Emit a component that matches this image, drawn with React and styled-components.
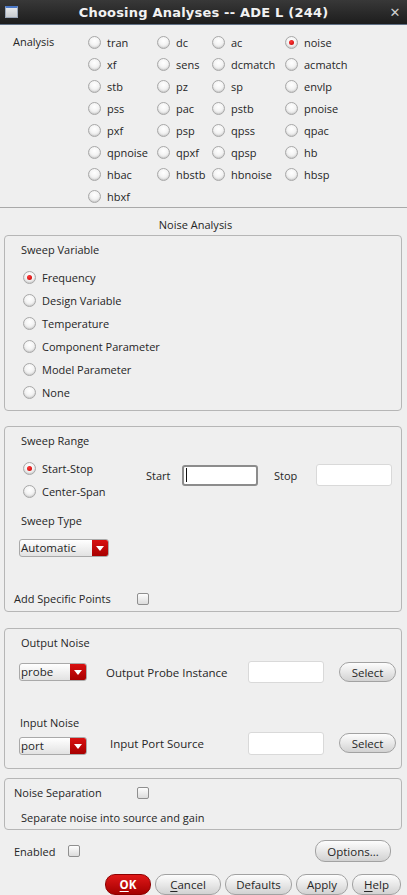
import styled, { createGlobalStyle } from "styled-components";

const Global = createGlobalStyle`
  html, body { margin: 0; padding: 0; background: #efefef; }
  body {
    font-family: "Open Sans", "DejaVu Sans", sans-serif;
    font-size: 11px;
    color: #262626;
  }
`;

const Window = styled.div`
  width: 407px;
  height: 895px;
  overflow: hidden;
  background: #efefef;
  display: flex;
  flex-direction: column;
`;

const TitleBar = styled.div`
  flex: none;
  height: 24px;
  display: grid;
  grid-template-columns: 24px 1fr 24px;
  align-items: center;
  background: linear-gradient(#383838, #1d1d1d);
  border-bottom: 1px solid #5f6f84;
`;

const WinIcon = styled.div`
  width: 11px;
  height: 9px;
  margin-left: 5px;
  border: 1px solid #9aa6b8;
  border-top: 2px solid #4a78c8;
  background: linear-gradient(#e6e8ea, #c9ccd0);
`;

const TitleText = styled.div`
  text-align: center;
  color: #f2f2f2;
  font-family: "DejaVu Sans", sans-serif;
  font-weight: bold;
  font-size: 13px;
  letter-spacing: 0.2px;
`;

const Close = styled.div`
  color: #cfcfcf;
  font-family: "DejaVu Sans", sans-serif;
  font-size: 13px;
  font-weight: bold;
  text-align: center;
`;

const AnalysisArea = styled.div`
  display: flex;
  padding: 6px 0 0 13px;
  height: 176px;
  border-bottom: 1px solid #a9a9a9;
`;

const AnalysisLabel = styled.div`
  width: 75px;
  line-height: 22px;
`;

const AnalysisGrid = styled.div`
  display: grid;
  grid-template-columns: 69px 55px 73px auto;
  grid-auto-rows: 22px;
  align-items: center;
`;

const RadioItem = styled.label`
  display: flex;
  align-items: center;
  gap: 6px;
  height: ${(p) => p.$h || 22}px;
  white-space: nowrap;
`;

const RadioDot = styled.span`
  flex: none;
  width: 11px;
  height: 11px;
  border-radius: 50%;
  border: 1px solid #a8a8a8;
  background: radial-gradient(circle at 50% 35%, #ffffff 0%, #f4f4f4 45%, #d0d0d0 100%);
  box-shadow: inset 0 -1px 1px rgba(0, 0, 0, 0.08);
  display: flex;
  align-items: center;
  justify-content: center;
  &::after {
    content: "";
    width: 5px;
    height: 5px;
    border-radius: 50%;
    background: ${(p) => (p.$on ? "radial-gradient(circle at 40% 35%, #ff3a3a, #c00000)" : "transparent")};
  }
`;

const SectionHeading = styled.div`
  flex: none;
  height: 27px;
  box-sizing: border-box;
  padding: 10px 16px 0 0;
  line-height: 14px;
  text-align: center;
`;

const Group = styled.div`
  flex: none;
  margin: ${(p) => p.$top || 0}px 5px 0 4px;
  border: 1px solid #b6b6b6;
  border-radius: 4px;
  padding-bottom: ${(p) => p.$pb || 0}px;
`;

const GroupTitle = styled.div`
  margin-top: ${(p) => p.$mt || 7}px;
  padding-left: 16px;
  line-height: 14px;
`;

const RadioList = styled.div`
  margin-top: ${(p) => p.$mt || 0}px;
  padding-left: 18px;
  display: flex;
  flex-direction: column;
`;

const RangeRow = styled.div`
  display: flex;
  margin-top: 9px;
`;

const RangeRadios = styled(RadioList)`
  margin-top: 0;
  width: 123px;
`;

const FieldGroup = styled.div`
  display: flex;
  align-items: center;
  margin-top: 7px;
  height: 22px;
`;

const FieldLabel = styled.span`
  width: ${(p) => p.$w}px;
  padding-left: ${(p) => p.$pl || 0}px;
  flex: none;
`;

const TextField = styled.div`
  flex: none;
  box-sizing: border-box;
  width: 76px;
  height: ${(p) => p.$h || 22}px;
  background: #fff;
  border: ${(p) => (p.$focus ? "2px solid #8c8c8c" : "1px solid #d9d9d9")};
  border-radius: 3px;
  display: flex;
  align-items: center;
  padding-left: 2px;
`;

const Caret = styled.span`
  width: 1px;
  height: 14px;
  background: #111;
`;

const SubLabel = styled.div`
  margin-top: ${(p) => p.$mt}px;
  padding-left: ${(p) => p.$pl || 16}px;
  line-height: 14px;
`;

const Dropdown = styled.div`
  box-sizing: border-box;
  width: ${(p) => p.$w}px;
  height: 18px;
  margin: ${(p) => p.$mt || 0}px 0 0 14px;
  display: flex;
  border: 1px solid #a9a9a9;
  border-radius: 3px;
  overflow: hidden;
  background: linear-gradient(#ffffff, #e2e2e2);
`;

const DropText = styled.span`
  flex: 1;
  padding-left: 1px;
  line-height: 16px;
  font-size: 11.5px;
`;

const DropArrow = styled.span`
  width: 16px;
  background: linear-gradient(#d81010, #a80000);
  display: flex;
  align-items: center;
  justify-content: center;
  &::after {
    content: "";
    border-left: 4px solid transparent;
    border-right: 4px solid transparent;
    border-top: 5px solid #fff;
  }
`;

const CheckRow = styled.div`
  display: flex;
  align-items: center;
  margin-top: ${(p) => p.$mt}px;
  padding-left: 9px;
  line-height: 14px;
`;

const CheckLabel = styled.span`
  width: ${(p) => p.$w}px;
  flex: none;
`;

const CheckBox = styled.span`
  width: 10px;
  height: 10px;
  border: 1px solid #8f8f8f;
  border-radius: 2px;
  background: linear-gradient(#fdfdfd, #dcdcdc);
`;

const NoiseRow = styled.div`
  display: grid;
  grid-template-columns: 101px 142px 91px 57px;
  align-items: center;
  margin-top: ${(p) => p.$mt}px;
  height: ${(p) => p.$h}px;
`;

const NoiseLabel = styled.span`
  padding-left: ${(p) => p.$pl || 0}px;
  font-size: 11.5px;
`;

const PillButton = styled.button`
  box-sizing: border-box;
  width: ${(p) => p.$w}px;
  height: ${(p) => p.$h || 21}px;
  padding: 0;
  border: 1px solid ${(p) => (p.$primary ? "#8e0000" : "#a2a2a2")};
  border-radius: 10px;
  background: ${(p) =>
    p.$primary
      ? "linear-gradient(#e01818, #a40000)"
      : "linear-gradient(#fdfdfd, #e8e8e8 50%, #d2d2d2)"};
  color: ${(p) => (p.$primary ? "#fff" : "#262626")};
  font-family: "Open Sans", "DejaVu Sans", sans-serif;
  font-size: 11.5px;
  font-weight: ${(p) => (p.$primary ? "bold" : "normal")};
  text-align: center;
  u { text-decoration-thickness: 1px; text-underline-offset: 2px; }
`;

const Footer = styled.div`
  display: flex;
  align-items: center;
  justify-content: space-between;
  margin-top: 10px;
  height: 22px;
  padding: 0 16px 0 14px;
`;

const EnabledWrap = styled.div`
  display: flex;
  align-items: center;
  gap: 13px;
`;

const ButtonBar = styled.div`
  display: flex;
  justify-content: flex-end;
  gap: 4px;
  margin-top: 12px;
  padding-right: 6px;
`;

const analyses = [
  "tran", "dc", "ac", "noise",
  "xf", "sens", "dcmatch", "acmatch",
  "stb", "pz", "sp", "envlp",
  "pss", "pac", "pstb", "pnoise",
  "pxf", "psp", "qpss", "qpac",
  "qpnoise", "qpxf", "qpsp", "hb",
  "hbac", "hbstb", "hbnoise", "hbsp",
  "hbxf",
];

const sweepVars = [
  "Frequency",
  "Design Variable",
  "Temperature",
  "Component Parameter",
  "Model Parameter",
  "None",
];

const Radio = ({ label, on, h }) => (
  <RadioItem $h={h}>
    <RadioDot $on={on} />
    {label}
  </RadioItem>
);

export default function App() {
  return (
    <Window>
      <Global />
      <TitleBar>
        <WinIcon />
        <TitleText>Choosing Analyses -- ADE L (244)</TitleText>
        <Close>✕</Close>
      </TitleBar>

      <AnalysisArea>
        <AnalysisLabel>Analysis</AnalysisLabel>
        <AnalysisGrid>
          {analyses.map((a) => (
            <Radio key={a} label={a} on={a === "noise"} />
          ))}
        </AnalysisGrid>
      </AnalysisArea>

      <SectionHeading>Noise Analysis</SectionHeading>

      <Group $pb={6}>
        <GroupTitle>Sweep Variable</GroupTitle>
        <RadioList $mt={9}>
          {sweepVars.map((v) => (
            <Radio key={v} label={v} on={v === "Frequency"} h={23} />
          ))}
        </RadioList>
      </Group>

      <Group $top={15} $pb={5}>
        <GroupTitle>Sweep Range</GroupTitle>
        <RangeRow>
          <RangeRadios>
            <Radio label="Start-Stop" on h={23} />
            <Radio label="Center-Span" h={23} />
          </RangeRadios>
          <FieldGroup>
            <FieldLabel $w={36}>Start</FieldLabel>
            <TextField $focus $h={21}>
              <Caret />
            </TextField>
            <FieldLabel $w={42} $pl={16}>Stop</FieldLabel>
            <TextField $h={22} />
          </FieldGroup>
        </RangeRow>
        <SubLabel $mt={11}>Sweep Type</SubLabel>
        <Dropdown $w={90} $mt={11}>
          <DropText>Automatic</DropText>
          <DropArrow />
        </Dropdown>
        <CheckRow $mt={35}>
          <CheckLabel $w={123}>Add Specific Points</CheckLabel>
          <CheckBox />
        </CheckRow>
      </Group>

      <Group $top={16} $pb={13}>
        <GroupTitle $mt={7}>Output Noise</GroupTitle>
        <NoiseRow $mt={11} $h={22}>
          <Dropdown $w={68}>
            <DropText>probe</DropText>
            <DropArrow />
          </Dropdown>
          <NoiseLabel>Output Probe Instance</NoiseLabel>
          <TextField $h={22} />
          <PillButton $w={57} $h={20}>Select</PillButton>
        </NoiseRow>
        <SubLabel $mt={33} $pl={15}>Input Noise</SubLabel>
        <NoiseRow $mt={1} $h={24}>
          <Dropdown $w={68} $mt={6}>
            <DropText>port</DropText>
            <DropArrow />
          </Dropdown>
          <NoiseLabel $pl={4}>Input Port Source</NoiseLabel>
          <TextField $h={23} />
          <PillButton $w={57} $h={20}>Select</PillButton>
        </NoiseRow>
      </Group>

      <Group $top={9} $pb={4}>
        <CheckRow $mt={7}>
          <CheckLabel $w={123}>Noise Separation</CheckLabel>
          <CheckBox />
        </CheckRow>
        <SubLabel $mt={11}>Separate noise into source and gain</SubLabel>
      </Group>

      <Footer>
        <EnabledWrap>
          <span>Enabled</span>
          <CheckBox />
        </EnabledWrap>
        <PillButton $w={76} $h={22}>Options...</PillButton>
      </Footer>

      <ButtonBar>
        <PillButton $primary $w={46}><u>O</u>K</PillButton>
        <PillButton $w={66}><u>C</u>ancel</PillButton>
        <PillButton $w={67}>Defaults</PillButton>
        <PillButton $w={52}>Apply</PillButton>
        <PillButton $w={49}><u>H</u>elp</PillButton>
      </ButtonBar>
    </Window>
  );
}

------------------------------------------------------------

§ Aim
Copy every single line of the material above that holds "components".

§ Full solution
Emit a component that matches this image, drawn with React and styled-components.
import styled, { createGlobalStyle } from "styled-components";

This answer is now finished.